Contributo alla Vita Familiare
Un ulteriore elemento analizzato dalla Corte riguarda il contributo del coniuge economicamente più debole alla vita familiare. La sentenza ha ribadito che il giudice deve valutare attentamente quanto il coniuge richiedente abbia sacrificato in termini di opportunità professionali e di sviluppo personale per sostenere la famiglia durante il matrimonio.

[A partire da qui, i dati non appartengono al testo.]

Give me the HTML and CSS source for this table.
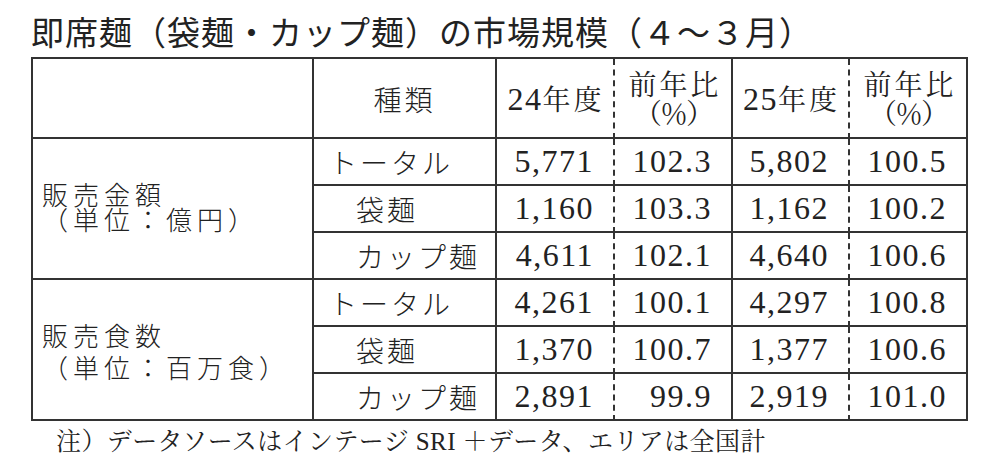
FILE: index.html
```html
<!DOCTYPE html>
<html lang="ja">
<head>
<meta charset="utf-8">
<title>即席麺の市場規模</title>
<link rel="stylesheet" href="styles.css">
</head>
<body>
<h1 class="title">即席麺（袋麺・カップ麺）の市場規模（４〜３月）</h1>
<table class="market">
  <colgroup>
    <col class="w-label">
    <col class="w-kind">
    <col class="w-num">
    <col class="w-num">
    <col class="w-num2">
    <col class="w-num">
  </colgroup>
  <thead>
    <tr class="head">
      <th class="blank"></th>
      <th class="kind-h">種類</th>
      <th class="year dash"><span class="n">24</span>年度</th>
      <th class="ratio"><span class="r1">前年比</span><span class="r2">（％）</span></th>
      <th class="year dash"><span class="n">25</span>年度</th>
      <th class="ratio"><span class="r1">前年比</span><span class="r2">（％）</span></th>
    </tr>
  </thead>
  <tbody>
    <tr>
      <td class="label tight" rowspan="3"><span class="l1">販売金額</span><span class="l2">（単位：億円）</span></td>
      <td class="kind">トータル</td>
      <td class="num dash">5,771</td>
      <td class="num">102.3</td>
      <td class="num dash">5,802</td>
      <td class="num">100.5</td>
    </tr>
    <tr>
      <td class="kind sub">袋麺</td>
      <td class="num dash">1,160</td>
      <td class="num">103.3</td>
      <td class="num dash">1,162</td>
      <td class="num">100.2</td>
    </tr>
    <tr>
      <td class="kind sub">カップ麺</td>
      <td class="num dash">4,611</td>
      <td class="num">102.1</td>
      <td class="num dash">4,640</td>
      <td class="num">100.6</td>
    </tr>
    <tr>
      <td class="label loose" rowspan="3"><span class="l1">販売食数</span><span class="l2">（単位：百万食）</span></td>
      <td class="kind">トータル</td>
      <td class="num dash">4,261</td>
      <td class="num">100.1</td>
      <td class="num dash">4,297</td>
      <td class="num">100.8</td>
    </tr>
    <tr>
      <td class="kind sub">袋麺</td>
      <td class="num dash">1,370</td>
      <td class="num">100.7</td>
      <td class="num dash">1,377</td>
      <td class="num">100.6</td>
    </tr>
    <tr>
      <td class="kind sub">カップ麺</td>
      <td class="num dash">2,891</td>
      <td class="num">99.9</td>
      <td class="num dash">2,919</td>
      <td class="num">101.0</td>
    </tr>
  </tbody>
</table>
<p class="note">注）データソースはインテージ SRI ＋データ、エリアは全国計</p>
</body>
</html>
```

FILE: styles.css
```css
html, body {
  margin: 0;
  padding: 0;
  background: #ffffff;
  color: #222222;
}

body {
  width: 1000px;
  height: 472px;
  overflow: hidden;
  font-family: "Noto Sans CJK JP", sans-serif;
}

.title {
  margin: 0 0 9px 31px;
  padding-top: 15px;
  font-size: 33px;
  line-height: 33px;
  font-weight: 400;
  letter-spacing: 1px;
  white-space: nowrap;
  color: #222222;
}

.market {
  margin-left: 31px;
  width: 937px;
  table-layout: fixed;
  border-collapse: separate;
  border-spacing: 0;
  border-top: 2px solid #333333;
  border-left: 2px solid #333333;
}

.w-label { width: 281px; }
.w-kind { width: 183px; }
.w-num { width: 118px; }
.w-num2 { width: 117px; }

.market th,
.market td {
  box-sizing: border-box;
  padding: 0;
  border-right: 2px solid #333333;
  border-bottom: 2px solid #333333;
  font-weight: 400;
  white-space: nowrap;
}

.market .dash {
  border-right-style: dashed;
}

.market .head th {
  height: 80px;
  text-align: center;
  vertical-align: middle;
  font-size: 28px;
  letter-spacing: 3px;
}

.market .kind-h {
  font-family: "Noto Sans CJK JP", sans-serif;
  font-weight: 300;
  padding-top: 2px;
}

.market .year,
.market .ratio {
  font-family: "Noto Serif CJK JP", "Noto Sans CJK JP", serif;
}

.market .year {
  line-height: 36px;
  padding-left: 2px;
}

.market .ratio {
  font-size: 27px;
  letter-spacing: 4px;
  padding-left: 4px;
}

.r1,
.r2 {
  display: block;
  height: 29px;
  line-height: 29px;
}

.r2 {
  letter-spacing: -2px;
  padding-right: 4px;
}

.n {
  font-family: "Liberation Serif", serif;
  font-size: 32px;
  letter-spacing: 1.5px;
}

.market tbody td {
  height: 47px;
  vertical-align: middle;
}

.market .label {
  font-family: "Noto Sans CJK JP", sans-serif;
  font-weight: 300;
  font-size: 26px;
  letter-spacing: 5px;
  padding-left: 9px;
  text-align: left;
}

.l1,
.l2 {
  display: block;
  white-space: nowrap;
}

.tight .l1,
.tight .l2 {
  height: 25px;
  line-height: 25px;
}

.market .tight {
  padding-bottom: 5px;
}

.loose .l1,
.loose .l2 {
  height: 32px;
  line-height: 32px;
}

.market .loose {
  padding-top: 2px;
}

.market .kind {
  font-family: "Noto Sans CJK JP", sans-serif;
  font-weight: 300;
  font-size: 28px;
  letter-spacing: 3px;
  padding-left: 15px;
  text-align: left;
}

.market .kind.sub {
  padding-left: 42px;
}

.market .num {
  font-family: "Liberation Serif", serif;
  font-size: 32px;
  letter-spacing: 1.5px;
  text-align: right;
  padding-right: 19px;
}

.note {
  margin: 8px 0 0 56px;
  font-family: "Liberation Serif", "Noto Serif CJK JP", "Noto Sans CJK JP", serif;
  font-size: 25px;
  line-height: 25px;
  letter-spacing: 0.4px;
  white-space: nowrap;
  color: #222222;
}
```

Questo contributo, che può consistere nel prendersi cura dei figli, nella gestione della casa o nel supportare la carriera del coniuge economicamente più forte, deve essere compensato attraverso l’assegno di divorzio, soprattutto quando tali sacrifici hanno limitato le prospettive future di autosufficienza del coniuge più debole.
Conclusione
La sentenza n. 24795/2024 della Corte di Cassazione offre un’importante conferma del percorso evolutivo del concetto di assegno divorzile, evidenziando come la sua concessione debba essere basata su una valutazione integrata che tenga conto delle funzioni assistenziali, compensative e perequative. Il contributo fornito dal coniuge meno abbiente durante il matrimonio, la disparità economica tra le parti e la capacità di autosostentamento sono tutti elementi che devono essere considerati con attenzione.
Per gli avvocati e i professionisti del diritto di famiglia, questa sentenza rappresenta una guida chiara su come costruire la difesa o la richiesta di un assegno di divorzio, garantendo che venga valutato non solo il bisogno economico immediato, ma anche il contesto più ampio della vita matrimoniale e delle scelte comuni fatte durante la relazione.